Gold had a strong year in 2024 with a 28% upward surge, but that’s not the full story. VanEck highlighted in a recent report, investors showed a clear preference for physical bullion over gold-related stocks. Far from a fluke, this shift reflects fundamental changes in the gold market and investor behavior.

The trend signals a broader move from dollar-linked assets toward instruments with intrinsic value and more stable price action. Understanding why gold ETFs and mining stocks struggled to keep up with physical demand is key to recognizing where the gold market is headed and how investors can position themselves accordingly.

Gold’s 2024 Rally in Focus

The yellow metal marked its largest increase in 14 years with a remarkable 27.6% leap in 2024. This puts it in league with past annual highs such as 2007 and 2010 when gold climbed 30.94% and 29.57%, respectively.
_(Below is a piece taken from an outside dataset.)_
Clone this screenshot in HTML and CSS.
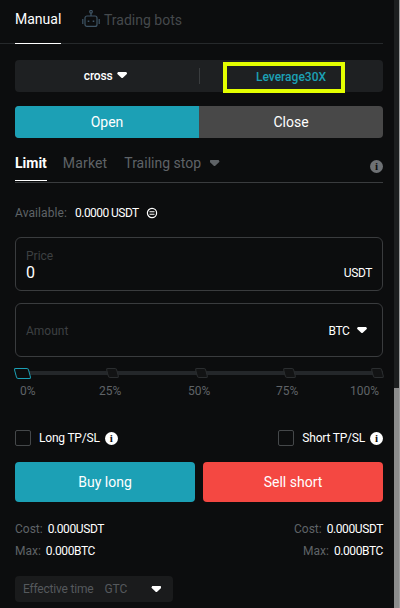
FILE: index.html
```html
<!DOCTYPE html>
<html lang="en">
<head>
    <meta charset="UTF-8">
    <meta name="viewport" content="width=device-width, initial-scale=1.0">
    <title>Trade</title>
    <link rel="stylesheet" href="styles.css">
</head>
<body>
    <div class="page">
        <div class="panel">
            <div class="top-tabs">
                <a class="top-tab active">Manual</a>
                <a class="top-tab bots">
                    <svg width="18" height="17" viewBox="0 0 18 17" fill="none" stroke="#3f5566" stroke-width="1.2">
                        <circle cx="9" cy="1.8" r="1.3"/>
                        <path d="M9 3v3"/>
                        <rect x="3" y="6" width="12" height="10.4" rx="2"/>
                        <path d="M0.8 9v5M17.2 9v5"/>
                        <path d="M6.5 10.5v1.5M11.5 10.5v1.5" stroke-width="1.6"/>
                    </svg>
                    Trading bots
                </a>
            </div>

            <div class="margin-bar">
                <div class="margin-mode">cross <span class="caret"></span></div>
                <div class="margin-sep"></div>
                <div class="leverage-cell"><div class="leverage-box">Leverage30X</div></div>
            </div>

            <div class="switch">
                <div class="switch-item on">Open</div>
                <div class="switch-item">Close</div>
            </div>

            <div class="order-tabs">
                <a class="order-tab active">Limit</a>
                <a class="order-tab market">Market</a>
                <a class="order-tab">Trailing stop <span class="caret gray"></span></a>
                <span class="info gray-info order-info">i</span>
            </div>

            <div class="available">
                <span class="muted">Available:</span>
                <span class="avail-value">0.0000 USDT</span>
                <svg width="12" height="12" viewBox="0 0 12 12" fill="none" stroke="#fff">
                    <circle cx="6" cy="6" r="4.6" stroke-width="1.2"/>
                    <path d="M3.5 4.8h5M8.5 7.2h-5" stroke-width="1.1"/>
                </svg>
            </div>

            <div class="field price">
                <div class="field-main">
                    <div class="field-label">Price</div>
                    <div class="field-value">0</div>
                </div>
                <div class="unit">USDT</div>
            </div>

            <div class="field amount">
                <div class="field-label">Amount</div>
                <div class="unit">BTC <span class="caret"></span></div>
            </div>

            <div class="slider">
                <div class="slider-track">
                    <span class="mark first"></span>
                    <span class="mark"></span>
                    <span class="mark"></span>
                    <span class="mark"></span>
                    <span class="mark"></span>
                </div>
                <div class="slider-labels">
                    <span>0%</span>
                    <span>25%</span>
                    <span>50%</span>
                    <span>75%</span>
                    <span>100%</span>
                </div>
            </div>

            <div class="tp-row">
                <label class="tp"><span class="check"></span><span class="tp-text">Long TP/SL</span><span class="info">i</span></label>
                <label class="tp"><span class="check"></span><span class="tp-text">Short TP/SL</span><span class="info">i</span></label>
            </div>

            <div class="actions">
                <button class="btn buy">Buy long</button>
                <button class="btn sell">Sell short</button>
            </div>

            <div class="stats">
                <div class="stat-col">
                    <div class="stat"><span class="muted">Cost:</span> <span class="tight">0.000USDT</span></div>
                    <div class="stat"><span class="muted">Max:</span> <span class="tight">0.000BTC</span></div>
                </div>
                <div class="stat-col right">
                    <div class="stat"><span class="muted">Cost:</span> <span class="tight">0.000USDT</span></div>
                    <div class="stat"><span class="muted">Max:</span> <span class="tight">0.000BTC</span></div>
                </div>
            </div>

            <div class="effective">
                <span class="eff-label">Effective time</span>
                <span class="gtc">GTC</span>
                <span class="caret"></span>
            </div>
        </div>
        <div class="scrollbar"><div class="scroll-thumb"></div></div>
    </div>
</body>
</html>
```

FILE: styles.css
```css
* {
    box-sizing: border-box;
}
html, body {
    margin: 0;
    height: 100%;
    overflow: hidden;
}
body {
    background: #0c0d0e;
    color: #fff;
    font-family: Roboto, Arial, sans-serif;
    font-size: 12px;
}
.page {
    display: flex;
    height: 608px;
}
.panel {
    width: 394px;
    padding-right: 11px;
    overflow: hidden;
}
.scrollbar {
    width: 6px;
    background: #1c1e1f;
    border-right: 1px solid #a0a0a0;
    padding-top: 388px;
}
.scroll-thumb {
    height: 220px;
    background: #8c8c8c;
}
.tight {
    letter-spacing: -0.4px;
}

/* top tabs */
.top-tabs {
    display: flex;
    height: 44px;
    padding-left: 15px;
    border-bottom: 1px solid #26292b;
}
.top-tab {
    height: 44px;
    line-height: 38px;
    font-size: 14px;
    margin-right: 21px;
}
.top-tab.active {
    width: 46px;
    white-space: nowrap;
    border-bottom: 1px solid #fff;
}
.top-tab.bots {
    display: flex;
    align-items: center;
    gap: 4px;
    height: 40px;
    color: #45494c;
}
.top-tab.bots svg {
    margin-bottom: 4px;
}

.margin-bar {
    display: flex;
    align-items: center;
    height: 32px;
    margin: 16px 0 0 15px;
    background: #1e2022;
    border-radius: 4px;
}
.margin-mode {
    width: 184px;
    padding-right: 3px;
    text-align: center;
    font-weight: 500;
    font-size: 12px;
    letter-spacing: -0.2px;
}
.margin-sep {
    width: 1px;
    height: 16px;
    background: #3a3d3f;
}
.leverage-cell {
    padding: 2px 0 0 23px;
}
.leverage-box {
    width: 122px;
    height: 31px;
    line-height: 23px;
    padding-left: 14px;
    text-align: center;
    border: 4px solid #e4ff00;
    color: #1ca0b5;
    font-size: 12px;
    font-weight: 500;
    margin-top: 1px;
}

.caret {
    display: inline-block;
    width: 10px;
    height: 6px;
    background: #fff;
    clip-path: polygon(8% 0, 92% 0, 100% 30%, 55% 100%, 45% 100%, 0 30%);
    margin-left: 2px;
    vertical-align: 2px;
}
.caret.gray {
    background: #5f6367;
    margin-left: 5px;
}

.switch {
    display: flex;
    height: 32px;
    margin: 14px 0 0 15px;
    border-radius: 4px;
    overflow: hidden;
    background: #484848;
}
.switch-item {
    flex: 1;
    text-align: center;
    line-height: 32px;
    font-size: 14px;
}
.switch-item.on {
    background: #1ca0b5;
}

.order-tabs {
    display: flex;
    align-items: flex-start;
    height: 45px;
    margin: 0 0 0 15px;
    padding-top: 14px;
    border-bottom: 1px solid #3a3c3e;
}
.order-tab {
    height: 29px;
    font-size: 14px;
    line-height: 22px;
    color: #5f6367;
    margin-right: 16px;
}
.order-tab.market {
    margin-right: 17px;
    letter-spacing: 0.15px;
}
.order-tab.active {
    color: #fff;
    font-weight: 700;
    border-bottom: 1px solid #fff;
    height: 29px;
}
.info {
    display: inline-block;
    width: 13px;
    height: 13px;
    border-radius: 50%;
    background: #fff;
    color: #0c0d0e;
    font: bold 11px/13px "Liberation Serif", serif;
    text-align: center;
}
.gray-info {
    background: #6e7174;
}
.order-info {
    margin: 8px 0 0 auto;
}

.available {
    display: flex;
    align-items: center;
    gap: 7px;
    margin: 22px 0 0 15px;
    font-size: 12px;
    height: 16px;
}
.available .muted {
    letter-spacing: 0.1px;
    margin-right: 1px;
}
.avail-value {
    letter-spacing: -0.55px;
}
.muted {
    color: #5f6367;
}

.field {
    display: flex;
    justify-content: space-between;
    height: 54px;
    margin: 16px 0 0 15px;
    padding: 0 10px;
    border: 1px solid #3a3c3e;
    border-radius: 6px;
}
.field.amount {
    align-items: center;
    margin-top: 12px;
    padding-top: 2px;
    padding-right: 15px;
}
.field-label {
    color: #3d4042;
    font-size: 12px;
}
.field.price .field-label {
    line-height: 16px;
    padding-top: 10px;
}
.field-value {
    font-size: 16px;
    line-height: 20px;
    margin-top: -1px;
}
.unit {
    font-size: 12px;
    letter-spacing: -0.4px;
}
.field.price .unit {
    padding-top: 28px;
}
.field.amount .unit .caret {
    margin-left: 5px;
}

.slider {
    margin: 10px 0 0 15px;
}
.slider-track {
    display: flex;
    justify-content: space-between;
    align-items: center;
    height: 12px;
    background: linear-gradient(#24272a, #24272a) center / 100% 4px no-repeat;
}
.mark {
    width: 11px;
    height: 10px;
    background: #121314;
    border: 1.5px solid #2b2e30;
    border-radius: 2px;
    transform: skewX(15deg);
}
.mark.first {
    width: 15px;
    height: 11px;
    border-color: #1ca0b5;
    background: #0c0d0e;
}
.slider-labels {
    display: grid;
    grid-template-columns: 79px 89px 88px 74px 29px;
    margin-top: 4px;
    padding-left: 5px;
    color: #5f6367;
    font-size: 12px;
    line-height: 16px;
}

.tp-row {
    display: flex;
    justify-content: space-between;
    margin: 31px 0 0 15px;
}
.tp {
    display: flex;
    align-items: center;
    height: 16px;
}
.check {
    width: 16px;
    height: 16px;
    border: 1px solid #45484a;
    border-radius: 2px;
    margin-right: 8px;
}
.tp-text {
    margin-right: 5px;
    font-size: 12px;
    letter-spacing: -0.2px;
}

.actions {
    display: flex;
    gap: 8px;
    margin: 16px 0 0 15px;
}
.btn {
    flex: 1;
    height: 40px;
    border: none;
    border-radius: 4px;
    color: #fff;
    font: 14px Roboto, Arial, sans-serif;
}
.btn.buy {
    background: #1ca0b5;
}
.btn.sell {
    background: #f44842;
}

.stats {
    display: flex;
    justify-content: space-between;
    margin: 16px 0 0 15px;
}
.stat-col.right {
    text-align: right;
}
.stat {
    font-size: 12px;
    line-height: 22px;
}
.stat .muted {
    margin-right: 2px;
}

.effective {
    display: flex;
    align-items: center;
    width: 158px;
    height: 26px;
    margin: 14px 0 0 15px;
    padding: 0 8px;
    background: #1a1b1c;
    border-radius: 4px;
    color: #55595c;
    font-size: 12px;
}
.eff-label {
    white-space: nowrap;
    letter-spacing: -0.2px;
}
.gtc {
    margin-left: 11px;
}
.effective .caret {
    margin-left: 24px;
}
```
What makes last year’s rally truly noteworthy isn’t only the respectable returns; it’s the adverse conditions under which gold achieved them. Unlike previous booms, gold defied economic headwinds to reach record highs in 2024.

Traditionally, gold rises when the stock market falls and the US dollar weakens. However, both markets showed strength last year. This divergence suggests something deeper is at play–an economic transition that strengthens gold’s underlying appeal. VanEck researchers note, “We believe this gold price action reflects a significant shift in the dynamics of the gold markets.”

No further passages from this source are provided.